Eça confrontou-se com o problema da escravatura, no seu primeiro posto consular em Cuba. Na última carta que escreve a Eça, em “Nação Crioula” [Paris, Outubro de 1888], Fradique afasta-se do seu amigo e criador e exclama: “Todo o ser vivo é imperialista. Viver é colonizar!” É mesmo assim?
[Silêncio.] Bom, não tenho que achar aquilo que as minhas personagens acham ou pensam. Neste caso, acho que sim. A história da humanidade é uma história de avanços através de outros territórios.

Costumo dizer a brincar: o primeiro homem nasceu no quintal da minha casa e que o quintal da minha casa ocupou o mundo. O primeiro imperialismo é o imperialismo africano, quando os árabes saem de África. Portugal é um resultado do imperialismo africano e romano! OK! Quando ouço falar do Viriato como herói de Portugal, não é! É um absurdo! Viriato é um herói contra Portugal — se o projecto de Viriato tivesse ganho, não existiria Portugal.

O colonialismo — qualquer colonialismo, porque para mim é absurdo discutir se este foi melhor ou pior do que aquele — é um processo complexo e gerou coisas positivas. Não foi tudo negativo. E mais: não se podem fazer juízos tão absolutos sobre processos tão complexos e a colonização portuguesa é um processo complexo que foi extremamente cruel. A escravatura dos negros africanos, a dos tempos modernos, que foram levados para as Américas é o maior crime que se praticou contra a humanidade! Não há nada que se possa comparar..., não há.

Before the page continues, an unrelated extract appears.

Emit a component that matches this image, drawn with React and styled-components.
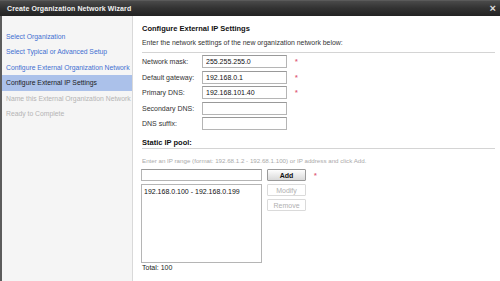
import React from 'react'
import styled, { createGlobalStyle } from 'styled-components'

const GlobalStyle = createGlobalStyle`
  html, body {
    margin: 0;
    padding: 0;
    background: #fff;
  }
  body {
    font-family: "Liberation Sans", Arial, sans-serif;
  }
`

const steps = [
  { label: 'Select Organization', state: 'done' },
  { label: 'Select Typical or Advanced Setup', state: 'done' },
  { label: 'Configure External Organization Network', state: 'done' },
  { label: 'Configure External IP Settings', state: 'current' },
  { label: 'Name this External Organization Network', state: 'todo' },
  { label: 'Ready to Complete', state: 'todo' },
]

const fields = [
  { label: 'Network mask:', value: '255.255.255.0', required: true },
  { label: 'Default gateway:', value: '192.168.0.1', required: true },
  { label: 'Primary DNS:', value: '192.168.101.40', required: true },
  { label: 'Secondary DNS:', value: '', required: false },
  { label: 'DNS suffix:', value: '', required: false },
]

function App() {
  return (
    <>
      <GlobalStyle />
      <Dialog>
        <TitleBar>
          <Title>Create Organization Network Wizard</Title>
          <Close>×</Close>
        </TitleBar>
        <Body>
          <Sidebar>
            {steps.map(s => (
              <Step key={s.label} state={s.state}>{s.label}</Step>
            ))}
          </Sidebar>
          <Content>
            <Heading>Configure External IP Settings</Heading>
            <Intro>Enter the network settings of the new organization network below:</Intro>
            <Rule />
            <Form>
              {fields.map(f => (
                <FieldRow key={f.label}>
                  <Label>{f.label}</Label>
                  <TextBox defaultValue={f.value} />
                  {f.required && <Star>*</Star>}
                </FieldRow>
              ))}
            </Form>
            <SubHeading>Static IP pool:</SubHeading>
            <SubRule />
            <Hint>Enter an IP range (format: 192.68.1.2 - 192.68.1.100) or IP address and click Add.</Hint>
            <Pool>
              <PoolLeft>
                <PoolInput />
                <ListBox>
                  <ListItem>192.168.0.100 - 192.168.0.199</ListItem>
                </ListBox>
              </PoolLeft>
              <Buttons>
                <ButtonRow>
                  <Button>Add</Button>
                  <Star>*</Star>
                </ButtonRow>
                <Button disabled>Modify</Button>
                <Button disabled>Remove</Button>
              </Buttons>
            </Pool>
            <Total>Total: 100</Total>
          </Content>
        </Body>
      </Dialog>
    </>
  )
}

const Dialog = styled.div`
  width: 500px;
  height: 281px;
  display: flex;
  flex-direction: column;
  overflow: hidden;
  background: #fff;
`

const TitleBar = styled.div`
  height: 16px;
  flex: none;
  display: flex;
  align-items: center;
  justify-content: space-between;
  padding: 0 4px 0 7px;
  background: linear-gradient(#6a6a6a 0, #4a4a4a 1px, #333 50%, #222 100%);
`

const Title = styled.div`
  color: #f2f2f2;
  font-size: 7px;
  font-weight: bold;
  letter-spacing: 0.1px;
`

const Close = styled.div`
  color: #ddd;
  font-size: 11px;
  font-weight: bold;
  line-height: 1;
`

const Body = styled.div`
  flex: 1;
  display: flex;
  min-height: 0;
`

const Sidebar = styled.div`
  width: 130px;
  flex: none;
  background: #f5f5f5;
  border-left: 2px solid #5c5c5c;
  border-right: 1px solid #d9d9d9;
  padding-top: 13px;
  display: flex;
  flex-direction: column;
`

const Step = styled.div`
  height: 15.4px;
  line-height: 15.4px;
  padding-left: 4px;
  font-size: 6.8px;
  white-space: nowrap;
  color: ${p => (p.state === 'done' ? '#3f6fd1' : p.state === 'current' ? '#1c1c1c' : '#b4b4b4')};
  background: ${p => (p.state === 'current' ? '#abc1ea' : 'transparent')};
`

const Content = styled.div`
  flex: 1;
  padding: 8px 5px 0 9px;
  display: flex;
  flex-direction: column;
  color: #222;
`

const Heading = styled.div`
  font-size: 7.5px;
  font-weight: bold;
  line-height: 10px;
  color: #111;
`

const Intro = styled.div`
  margin-top: 4px;
  font-size: 6.9px;
  line-height: 10px;
  color: #333;
`

const Rule = styled.div`
  height: 1px;
  background: #d4d4d4;
  margin-top: 4px;
`

const SubRule = styled(Rule)`
  margin-top: 0;
`

const Form = styled.div`
  margin-top: 2px;
  display: flex;
  flex-direction: column;
  gap: 2.5px;
`

const FieldRow = styled.div`
  display: flex;
  align-items: center;
  height: 13px;
`

const Label = styled.div`
  width: 60px;
  font-size: 7px;
  color: #333;
`

const TextBox = styled.input`
  box-sizing: border-box;
  width: 85px;
  height: 13px;
  margin: 0;
  padding: 0 3px;
  border: 1px solid #b5b5b5;
  border-top-color: #999;
  font-family: "Liberation Sans", Arial, sans-serif;
  font-size: 7px;
  color: #111;
  background: #fff;
  outline: none;
`

const Star = styled.span`
  margin-left: 8px;
  color: #e0607a;
  font-size: 7px;
  font-weight: bold;
`

const SubHeading = styled(Heading)`
  margin-top: 8px;
`

const Hint = styled.div`
  margin-top: 8px;
  font-size: 6.2px;
  line-height: 8px;
  color: #aaa;
  white-space: nowrap;
`

const Pool = styled.div`
  margin-top: 4px;
  display: flex;
  gap: 5px;
`

const PoolLeft = styled.div`
  display: flex;
  flex-direction: column;
  gap: 3px;
`

const PoolInput = styled.input`
  box-sizing: border-box;
  width: 121px;
  height: 12px;
  margin: 0 0 0 -1px;
  border: 1px solid #b5b5b5;
  border-top-color: #999;
  background: #fff;
  outline: none;
`

const ListBox = styled.div`
  box-sizing: border-box;
  width: 121px;
  height: 79px;
  margin-left: -1px;
  border: 1px solid #b5b5b5;
  padding: 2px 2px;
`

const ListItem = styled.div`
  font-size: 7px;
  line-height: 9px;
  color: #111;
`

const Buttons = styled.div`
  display: flex;
  flex-direction: column;
  gap: 3px;
`

const ButtonRow = styled.div`
  display: flex;
  align-items: center;
`

const Button = styled.button`
  box-sizing: border-box;
  width: 39px;
  height: 12px;
  margin: 0;
  padding: 0;
  font-family: "Liberation Sans", Arial, sans-serif;
  font-size: 7px;
  font-weight: ${p => (p.disabled ? 'normal' : 'bold')};
  color: ${p => (p.disabled ? '#b0b0b0' : '#111')};
  border: 1px solid ${p => (p.disabled ? '#dadada' : '#9a9a9a')};
  border-radius: 1px;
  background: ${p => (p.disabled ? '#fff' : 'linear-gradient(#fdfdfd, #d9d9d9)')};
`

const Total = styled.div`
  margin-top: 1px;
  font-size: 7px;
  line-height: 8px;
  color: #222;
`

export default App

O que me fascinou foi como é que há pessoas que tendo consciência do horrível que é a escravatura participam nela. A questão põe-se, obviamente, com o Holocausto. É tão absurdo mas as pessoas conviveram com o Holocausto, com o nazismo. Temos a consciência do mal, mas somos atraídos para o mal...

    
   

 
José Eduardo Agualusa
 
 
José Eduardo ssAgualusa nasceu a 13 de Dezembro de 1960 na cidade de Huambo, planalto central de Angola. “Nação Crioula” foi publicado em 1997.